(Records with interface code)
_ _ _ _

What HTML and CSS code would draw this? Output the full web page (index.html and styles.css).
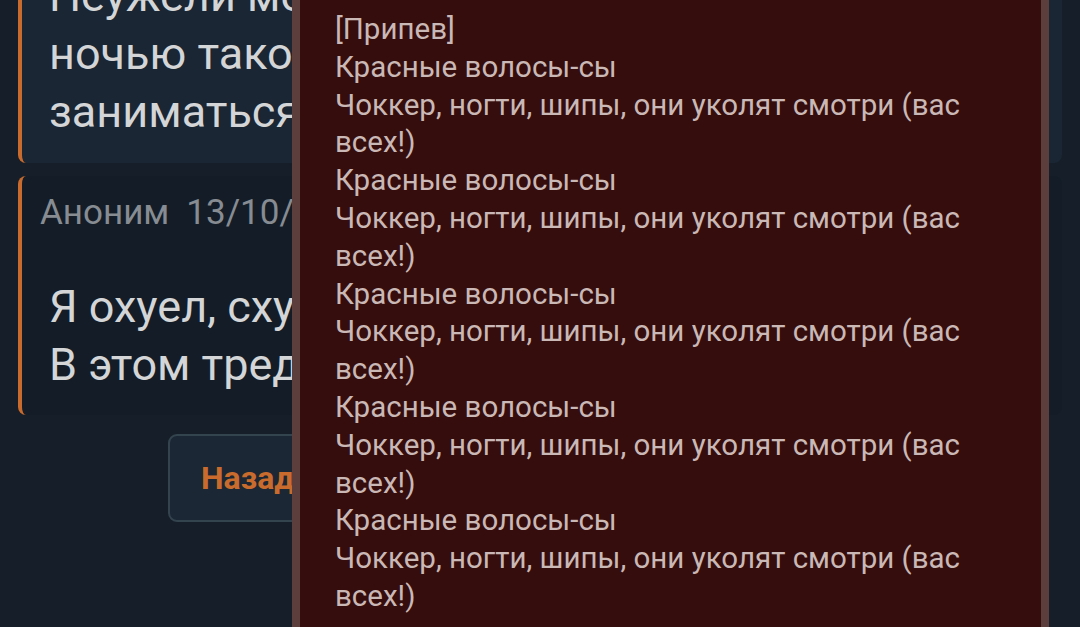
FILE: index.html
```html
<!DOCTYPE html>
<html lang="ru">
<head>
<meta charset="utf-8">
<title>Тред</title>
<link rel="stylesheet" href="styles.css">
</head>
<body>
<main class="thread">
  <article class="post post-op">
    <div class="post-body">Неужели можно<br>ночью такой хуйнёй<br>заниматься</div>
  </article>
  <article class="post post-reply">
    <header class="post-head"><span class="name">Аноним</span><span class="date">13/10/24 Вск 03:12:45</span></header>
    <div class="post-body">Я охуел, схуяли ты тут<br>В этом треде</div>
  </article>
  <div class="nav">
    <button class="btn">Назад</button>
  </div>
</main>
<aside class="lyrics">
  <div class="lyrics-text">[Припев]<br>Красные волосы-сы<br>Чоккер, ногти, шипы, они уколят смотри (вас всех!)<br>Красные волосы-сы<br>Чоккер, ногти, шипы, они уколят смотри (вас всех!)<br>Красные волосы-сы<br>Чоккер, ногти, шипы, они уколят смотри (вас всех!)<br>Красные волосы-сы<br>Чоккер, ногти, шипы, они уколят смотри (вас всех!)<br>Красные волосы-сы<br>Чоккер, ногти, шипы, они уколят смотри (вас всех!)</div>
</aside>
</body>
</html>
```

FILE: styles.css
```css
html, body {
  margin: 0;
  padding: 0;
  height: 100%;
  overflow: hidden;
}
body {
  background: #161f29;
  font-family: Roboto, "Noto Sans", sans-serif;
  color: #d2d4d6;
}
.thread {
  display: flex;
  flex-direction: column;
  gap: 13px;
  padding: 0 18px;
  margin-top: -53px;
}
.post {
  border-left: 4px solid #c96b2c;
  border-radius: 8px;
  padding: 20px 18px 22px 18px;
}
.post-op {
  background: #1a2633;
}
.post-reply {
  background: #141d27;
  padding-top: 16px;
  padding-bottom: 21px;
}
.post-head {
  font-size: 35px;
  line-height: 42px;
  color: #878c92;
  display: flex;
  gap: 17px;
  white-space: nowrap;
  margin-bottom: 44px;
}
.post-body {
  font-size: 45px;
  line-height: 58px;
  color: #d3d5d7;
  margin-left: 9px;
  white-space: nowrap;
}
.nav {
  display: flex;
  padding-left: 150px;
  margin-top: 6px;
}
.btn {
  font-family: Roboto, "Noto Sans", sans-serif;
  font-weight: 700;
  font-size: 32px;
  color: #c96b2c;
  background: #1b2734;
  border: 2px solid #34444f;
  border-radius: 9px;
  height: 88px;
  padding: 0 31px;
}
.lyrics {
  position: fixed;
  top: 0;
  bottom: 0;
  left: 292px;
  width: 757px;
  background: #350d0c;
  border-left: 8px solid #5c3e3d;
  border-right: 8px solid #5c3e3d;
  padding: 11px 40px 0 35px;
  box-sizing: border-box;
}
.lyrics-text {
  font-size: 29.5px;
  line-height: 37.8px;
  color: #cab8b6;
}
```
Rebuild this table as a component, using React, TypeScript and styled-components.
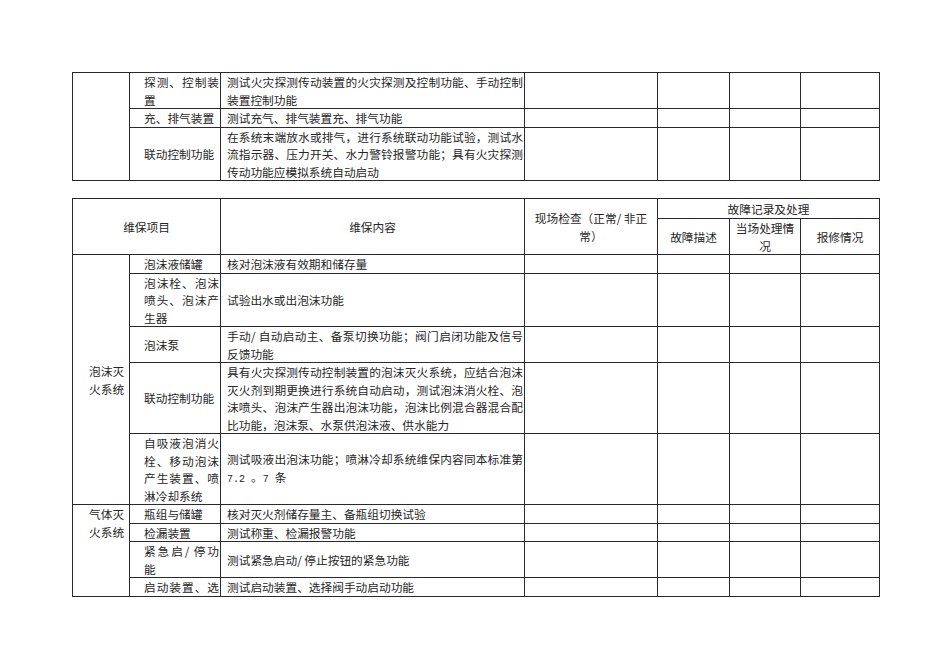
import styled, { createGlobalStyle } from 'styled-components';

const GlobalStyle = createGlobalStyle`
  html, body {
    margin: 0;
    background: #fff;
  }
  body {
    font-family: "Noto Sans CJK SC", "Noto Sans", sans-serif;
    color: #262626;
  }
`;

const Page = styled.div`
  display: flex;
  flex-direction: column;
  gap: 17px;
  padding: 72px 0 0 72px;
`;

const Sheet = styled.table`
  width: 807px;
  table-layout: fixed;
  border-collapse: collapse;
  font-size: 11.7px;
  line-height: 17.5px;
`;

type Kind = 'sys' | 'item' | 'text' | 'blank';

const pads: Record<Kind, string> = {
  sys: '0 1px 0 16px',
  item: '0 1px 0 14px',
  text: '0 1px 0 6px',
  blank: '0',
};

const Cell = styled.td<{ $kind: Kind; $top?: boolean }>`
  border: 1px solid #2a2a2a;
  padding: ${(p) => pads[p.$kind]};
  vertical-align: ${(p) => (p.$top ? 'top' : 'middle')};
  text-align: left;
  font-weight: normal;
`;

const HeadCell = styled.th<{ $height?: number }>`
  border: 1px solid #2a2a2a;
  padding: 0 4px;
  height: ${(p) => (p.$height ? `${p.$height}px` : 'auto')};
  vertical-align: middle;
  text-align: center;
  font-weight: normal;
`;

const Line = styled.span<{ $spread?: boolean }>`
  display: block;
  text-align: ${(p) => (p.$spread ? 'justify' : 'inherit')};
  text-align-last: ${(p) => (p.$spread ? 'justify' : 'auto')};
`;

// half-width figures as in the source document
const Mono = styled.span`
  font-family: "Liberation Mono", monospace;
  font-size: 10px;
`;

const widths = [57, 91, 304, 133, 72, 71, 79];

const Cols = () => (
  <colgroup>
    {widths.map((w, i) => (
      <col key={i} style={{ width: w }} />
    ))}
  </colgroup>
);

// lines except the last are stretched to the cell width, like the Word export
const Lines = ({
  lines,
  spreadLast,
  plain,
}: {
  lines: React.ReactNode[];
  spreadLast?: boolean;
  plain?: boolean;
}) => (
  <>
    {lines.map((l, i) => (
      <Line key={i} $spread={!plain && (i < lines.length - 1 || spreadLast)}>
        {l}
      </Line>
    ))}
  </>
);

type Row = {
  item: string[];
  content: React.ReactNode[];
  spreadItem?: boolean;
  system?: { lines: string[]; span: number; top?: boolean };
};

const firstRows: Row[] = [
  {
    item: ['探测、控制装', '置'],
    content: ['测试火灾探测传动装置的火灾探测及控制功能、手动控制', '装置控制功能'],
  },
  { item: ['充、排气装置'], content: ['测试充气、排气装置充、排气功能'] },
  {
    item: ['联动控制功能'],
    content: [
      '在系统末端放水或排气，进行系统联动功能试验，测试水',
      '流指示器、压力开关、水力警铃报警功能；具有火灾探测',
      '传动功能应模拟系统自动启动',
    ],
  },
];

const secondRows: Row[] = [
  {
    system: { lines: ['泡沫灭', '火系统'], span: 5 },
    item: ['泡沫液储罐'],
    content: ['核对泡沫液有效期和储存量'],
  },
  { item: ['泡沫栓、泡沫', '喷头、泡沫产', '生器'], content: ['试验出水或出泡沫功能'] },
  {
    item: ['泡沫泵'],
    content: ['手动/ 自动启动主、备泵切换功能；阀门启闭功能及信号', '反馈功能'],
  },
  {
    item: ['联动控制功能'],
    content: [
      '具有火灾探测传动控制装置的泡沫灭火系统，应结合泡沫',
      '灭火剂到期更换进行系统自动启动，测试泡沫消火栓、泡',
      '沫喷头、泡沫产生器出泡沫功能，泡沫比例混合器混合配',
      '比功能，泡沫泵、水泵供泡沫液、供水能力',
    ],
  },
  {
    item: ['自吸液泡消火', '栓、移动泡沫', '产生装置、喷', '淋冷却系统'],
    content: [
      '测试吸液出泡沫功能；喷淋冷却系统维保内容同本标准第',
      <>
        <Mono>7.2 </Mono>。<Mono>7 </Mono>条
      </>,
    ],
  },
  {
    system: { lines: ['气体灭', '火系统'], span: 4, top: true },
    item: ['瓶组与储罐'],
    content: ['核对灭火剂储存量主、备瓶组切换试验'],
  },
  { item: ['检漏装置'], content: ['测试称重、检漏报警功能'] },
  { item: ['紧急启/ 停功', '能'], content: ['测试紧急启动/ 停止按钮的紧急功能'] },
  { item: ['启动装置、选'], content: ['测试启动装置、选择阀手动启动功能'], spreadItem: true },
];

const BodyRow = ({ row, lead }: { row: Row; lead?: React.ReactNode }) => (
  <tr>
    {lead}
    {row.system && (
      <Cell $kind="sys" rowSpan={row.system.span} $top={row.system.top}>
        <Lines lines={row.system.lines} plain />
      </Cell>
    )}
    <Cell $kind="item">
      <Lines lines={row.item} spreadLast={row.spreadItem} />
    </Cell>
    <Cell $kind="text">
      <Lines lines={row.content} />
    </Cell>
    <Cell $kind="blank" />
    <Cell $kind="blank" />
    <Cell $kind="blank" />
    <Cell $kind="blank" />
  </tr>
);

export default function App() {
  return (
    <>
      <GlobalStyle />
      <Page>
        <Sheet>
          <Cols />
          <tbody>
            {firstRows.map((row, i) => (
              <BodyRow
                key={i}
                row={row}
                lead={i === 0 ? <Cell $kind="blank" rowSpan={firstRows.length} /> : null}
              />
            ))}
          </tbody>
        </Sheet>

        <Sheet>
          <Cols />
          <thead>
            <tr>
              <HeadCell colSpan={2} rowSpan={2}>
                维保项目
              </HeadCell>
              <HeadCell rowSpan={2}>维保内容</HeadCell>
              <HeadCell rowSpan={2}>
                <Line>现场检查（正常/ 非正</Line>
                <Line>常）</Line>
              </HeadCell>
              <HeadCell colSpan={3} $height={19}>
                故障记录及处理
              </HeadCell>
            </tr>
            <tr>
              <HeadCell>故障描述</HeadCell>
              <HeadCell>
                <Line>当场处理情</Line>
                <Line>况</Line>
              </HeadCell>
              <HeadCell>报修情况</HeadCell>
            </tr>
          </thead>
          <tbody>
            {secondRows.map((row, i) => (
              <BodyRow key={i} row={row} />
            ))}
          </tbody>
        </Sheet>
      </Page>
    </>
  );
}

_ _ _ _

= What is being asked =
From the data above, show each line that contains "this".

= Solved exercise =
What HTML and CSS code would draw this? Output the full web page (index.html and styles.css).
Rebuild this table as a component, using React, TypeScript and styled-components.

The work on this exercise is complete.